● MATERIAL PROVIDED
□ □ □ □

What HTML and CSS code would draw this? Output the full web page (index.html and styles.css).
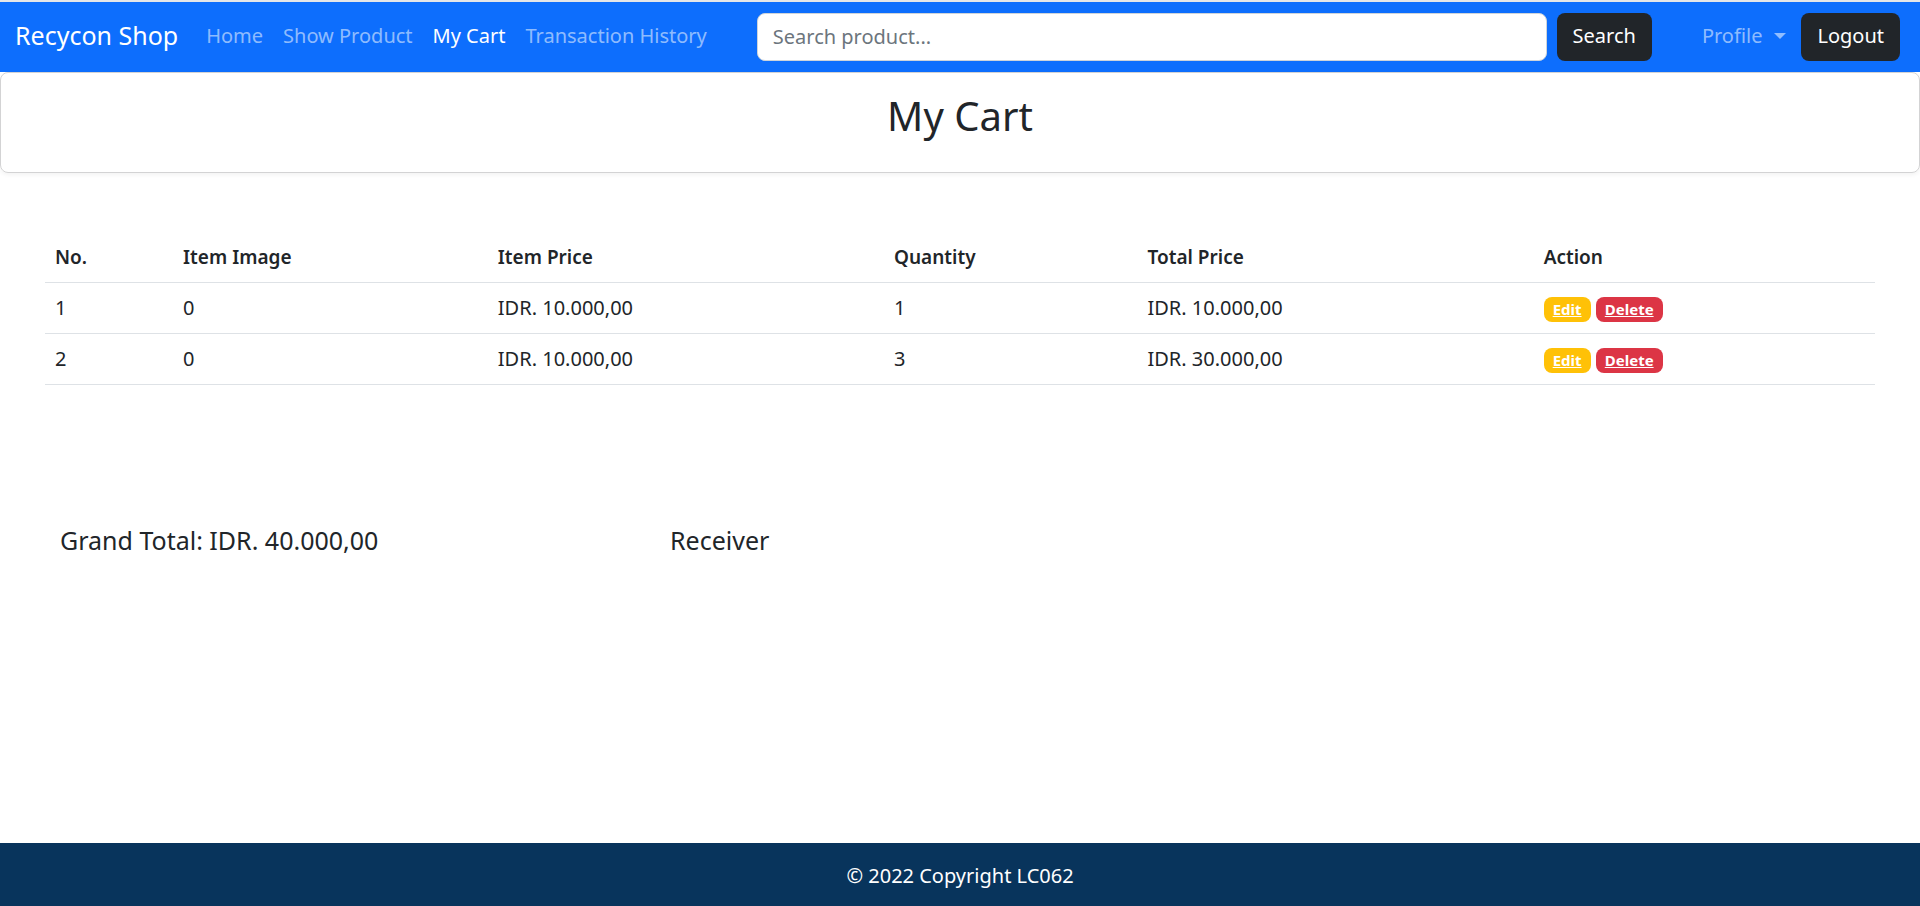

□ □ □ □

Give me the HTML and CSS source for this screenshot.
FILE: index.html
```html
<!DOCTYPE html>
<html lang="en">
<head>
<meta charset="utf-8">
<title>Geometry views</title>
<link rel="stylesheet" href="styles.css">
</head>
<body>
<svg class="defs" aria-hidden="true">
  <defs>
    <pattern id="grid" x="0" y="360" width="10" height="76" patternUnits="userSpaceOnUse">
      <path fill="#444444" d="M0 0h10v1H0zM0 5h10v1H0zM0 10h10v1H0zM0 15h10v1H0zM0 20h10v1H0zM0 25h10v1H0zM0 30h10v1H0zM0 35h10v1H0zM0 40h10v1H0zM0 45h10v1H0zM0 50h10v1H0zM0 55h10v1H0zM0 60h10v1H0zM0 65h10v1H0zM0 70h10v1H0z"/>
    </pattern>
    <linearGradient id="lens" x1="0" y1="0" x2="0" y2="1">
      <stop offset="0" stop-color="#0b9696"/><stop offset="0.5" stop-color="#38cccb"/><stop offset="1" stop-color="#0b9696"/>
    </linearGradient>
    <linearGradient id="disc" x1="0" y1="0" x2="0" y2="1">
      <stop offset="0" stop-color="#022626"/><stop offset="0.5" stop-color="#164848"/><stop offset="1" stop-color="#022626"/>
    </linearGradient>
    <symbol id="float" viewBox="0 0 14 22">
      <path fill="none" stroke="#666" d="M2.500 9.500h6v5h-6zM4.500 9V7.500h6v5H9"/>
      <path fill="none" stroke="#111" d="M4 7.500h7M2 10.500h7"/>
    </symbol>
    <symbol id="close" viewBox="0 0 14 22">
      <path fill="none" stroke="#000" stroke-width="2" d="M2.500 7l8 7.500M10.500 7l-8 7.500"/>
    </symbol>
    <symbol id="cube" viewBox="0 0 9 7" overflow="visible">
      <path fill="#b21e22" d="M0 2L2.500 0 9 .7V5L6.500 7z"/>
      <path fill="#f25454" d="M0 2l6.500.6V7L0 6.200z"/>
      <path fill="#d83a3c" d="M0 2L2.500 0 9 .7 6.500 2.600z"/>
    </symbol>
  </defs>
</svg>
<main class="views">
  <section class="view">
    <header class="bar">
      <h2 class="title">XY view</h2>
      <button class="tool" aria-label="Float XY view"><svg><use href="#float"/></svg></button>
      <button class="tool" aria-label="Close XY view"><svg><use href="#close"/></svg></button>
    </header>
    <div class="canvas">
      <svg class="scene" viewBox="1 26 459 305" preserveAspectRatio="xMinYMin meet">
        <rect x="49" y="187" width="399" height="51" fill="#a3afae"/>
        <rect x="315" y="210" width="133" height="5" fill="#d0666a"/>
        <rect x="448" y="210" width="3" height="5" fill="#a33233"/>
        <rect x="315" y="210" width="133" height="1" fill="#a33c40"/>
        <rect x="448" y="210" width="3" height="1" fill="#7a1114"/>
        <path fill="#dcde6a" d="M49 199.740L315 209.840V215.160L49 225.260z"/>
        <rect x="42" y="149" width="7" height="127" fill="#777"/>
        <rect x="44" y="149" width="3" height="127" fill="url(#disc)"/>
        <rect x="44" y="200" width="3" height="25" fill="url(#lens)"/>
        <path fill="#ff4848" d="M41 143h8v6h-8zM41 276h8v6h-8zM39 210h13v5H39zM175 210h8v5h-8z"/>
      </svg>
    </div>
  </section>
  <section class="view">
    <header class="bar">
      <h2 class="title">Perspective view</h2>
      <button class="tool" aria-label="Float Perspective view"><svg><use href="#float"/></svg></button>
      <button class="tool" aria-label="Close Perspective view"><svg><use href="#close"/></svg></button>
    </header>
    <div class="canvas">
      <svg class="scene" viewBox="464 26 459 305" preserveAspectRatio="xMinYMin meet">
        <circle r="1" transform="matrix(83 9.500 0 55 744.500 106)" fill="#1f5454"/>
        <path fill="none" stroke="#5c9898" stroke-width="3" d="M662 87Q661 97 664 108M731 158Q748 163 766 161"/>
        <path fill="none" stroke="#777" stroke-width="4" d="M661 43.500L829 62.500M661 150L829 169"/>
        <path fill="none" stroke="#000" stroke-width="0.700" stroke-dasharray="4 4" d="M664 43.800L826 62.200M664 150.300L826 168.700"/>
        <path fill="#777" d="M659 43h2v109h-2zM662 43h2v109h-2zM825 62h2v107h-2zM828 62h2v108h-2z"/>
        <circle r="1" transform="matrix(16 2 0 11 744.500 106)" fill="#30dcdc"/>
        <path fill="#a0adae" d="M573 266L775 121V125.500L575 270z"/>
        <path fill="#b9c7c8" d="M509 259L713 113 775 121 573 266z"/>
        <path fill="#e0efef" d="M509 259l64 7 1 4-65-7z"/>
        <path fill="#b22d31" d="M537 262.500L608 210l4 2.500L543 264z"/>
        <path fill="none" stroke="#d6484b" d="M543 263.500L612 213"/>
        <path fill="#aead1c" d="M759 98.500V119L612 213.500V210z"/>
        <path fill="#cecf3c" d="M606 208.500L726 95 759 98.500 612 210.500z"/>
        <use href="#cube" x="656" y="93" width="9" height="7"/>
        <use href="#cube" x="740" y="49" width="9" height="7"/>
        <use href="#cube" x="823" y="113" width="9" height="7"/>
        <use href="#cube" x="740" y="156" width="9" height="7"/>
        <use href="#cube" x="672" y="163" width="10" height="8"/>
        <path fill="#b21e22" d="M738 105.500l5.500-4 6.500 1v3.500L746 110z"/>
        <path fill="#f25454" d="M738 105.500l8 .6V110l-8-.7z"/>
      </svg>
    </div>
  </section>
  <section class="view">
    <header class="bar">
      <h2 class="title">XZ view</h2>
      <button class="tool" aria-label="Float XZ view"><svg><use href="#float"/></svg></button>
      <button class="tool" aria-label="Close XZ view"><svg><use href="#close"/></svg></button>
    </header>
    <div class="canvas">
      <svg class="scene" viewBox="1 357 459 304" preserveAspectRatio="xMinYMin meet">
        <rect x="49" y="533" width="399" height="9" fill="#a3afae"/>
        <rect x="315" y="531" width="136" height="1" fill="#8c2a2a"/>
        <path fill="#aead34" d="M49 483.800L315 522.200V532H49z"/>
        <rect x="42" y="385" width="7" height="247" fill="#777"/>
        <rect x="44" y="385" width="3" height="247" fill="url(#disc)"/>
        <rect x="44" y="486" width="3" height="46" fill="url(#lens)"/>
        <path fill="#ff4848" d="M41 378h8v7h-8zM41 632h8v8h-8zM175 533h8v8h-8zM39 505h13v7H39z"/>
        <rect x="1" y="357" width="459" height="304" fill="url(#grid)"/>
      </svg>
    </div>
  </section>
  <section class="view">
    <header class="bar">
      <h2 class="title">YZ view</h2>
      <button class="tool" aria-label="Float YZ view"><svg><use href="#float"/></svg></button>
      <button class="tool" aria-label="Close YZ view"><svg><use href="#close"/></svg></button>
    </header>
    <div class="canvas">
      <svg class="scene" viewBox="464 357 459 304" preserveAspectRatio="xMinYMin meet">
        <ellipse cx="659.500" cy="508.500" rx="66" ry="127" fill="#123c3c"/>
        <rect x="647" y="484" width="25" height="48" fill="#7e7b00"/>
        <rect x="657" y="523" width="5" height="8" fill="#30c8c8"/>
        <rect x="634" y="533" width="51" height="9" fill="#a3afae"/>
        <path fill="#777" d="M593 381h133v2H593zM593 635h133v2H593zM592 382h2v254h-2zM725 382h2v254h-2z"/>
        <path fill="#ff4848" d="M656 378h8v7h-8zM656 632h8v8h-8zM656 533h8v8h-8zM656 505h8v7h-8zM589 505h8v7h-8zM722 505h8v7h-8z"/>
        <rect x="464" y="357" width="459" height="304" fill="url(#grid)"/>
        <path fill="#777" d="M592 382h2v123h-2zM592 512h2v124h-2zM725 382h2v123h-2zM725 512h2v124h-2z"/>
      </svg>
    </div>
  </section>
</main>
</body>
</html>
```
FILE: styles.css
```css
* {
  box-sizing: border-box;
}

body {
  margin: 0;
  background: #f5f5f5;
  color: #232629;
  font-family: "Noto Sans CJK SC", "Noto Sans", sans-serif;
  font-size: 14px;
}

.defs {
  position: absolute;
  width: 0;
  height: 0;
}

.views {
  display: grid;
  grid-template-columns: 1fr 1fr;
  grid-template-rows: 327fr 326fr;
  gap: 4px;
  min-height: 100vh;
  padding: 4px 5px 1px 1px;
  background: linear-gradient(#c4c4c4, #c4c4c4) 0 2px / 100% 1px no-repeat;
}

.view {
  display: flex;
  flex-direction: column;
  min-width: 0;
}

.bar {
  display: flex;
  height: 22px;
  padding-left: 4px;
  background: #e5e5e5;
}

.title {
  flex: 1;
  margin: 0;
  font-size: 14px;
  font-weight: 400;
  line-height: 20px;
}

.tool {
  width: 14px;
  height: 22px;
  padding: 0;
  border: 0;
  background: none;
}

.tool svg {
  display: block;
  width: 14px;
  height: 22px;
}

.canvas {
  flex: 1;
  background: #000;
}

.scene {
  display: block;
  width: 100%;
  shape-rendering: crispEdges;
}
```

□ □ □ □

● EXERCISE PROMPT
Look through the lines above and collect those with the word "this".

● EXPECTED ANSWER
What HTML and CSS code would draw this? Output the full web page (index.html and styles.css).
Give me the HTML and CSS source for this screenshot.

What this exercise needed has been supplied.